Se cuenta de un pobre muchachito campesino que se sacó la gorra para honrar al rey. Al instante, otro sombrero le apareció en la cabeza, lo que hizo que el rey se enojara porque parecía una falta de respeto. Así, el muchacho se sacaba un sombrero tras otro, mientras lo llevaban al palacio para castigarlo. Se quitaba uno, aparecía otro; pero cada vez eran más hermosos, con joyas preciosas y plumas. El sombrero número 500 despertó la envidia del rey, quien perdonó al muchachito y se lo compró por 500 piezas de oro. Al final, sin sombrero, el joven volvió a su casa con libertad y con dinero para sustentar a su familia.

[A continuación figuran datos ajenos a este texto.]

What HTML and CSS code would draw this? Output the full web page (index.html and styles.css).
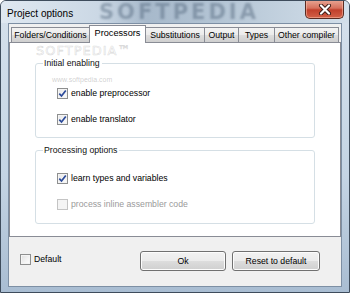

Una viuda se acercó a Eliseo con problemas financieros, temiendo que vendieran a sus hijos como esclavos para que ella saldara sus deudas (2 Reyes 4). Lo único que tenía era una vasija de aceite, pero Dios multiplicó el aceite lo suficiente como para llenar vasijas prestadas, y no solo para pagar sus deudas, sino también para suplir sus necesidades diarias (v. 7).
De manera similar, Dios proveyó lo necesario para salvarme. En bancarrota por mi pecado, Jesús no solo pagó mi deuda, ¡sino que también me dio vida eterna! Sin Él, somos como el pobre campesino, sin medios para pagarle al Rey por nuestras ofensas.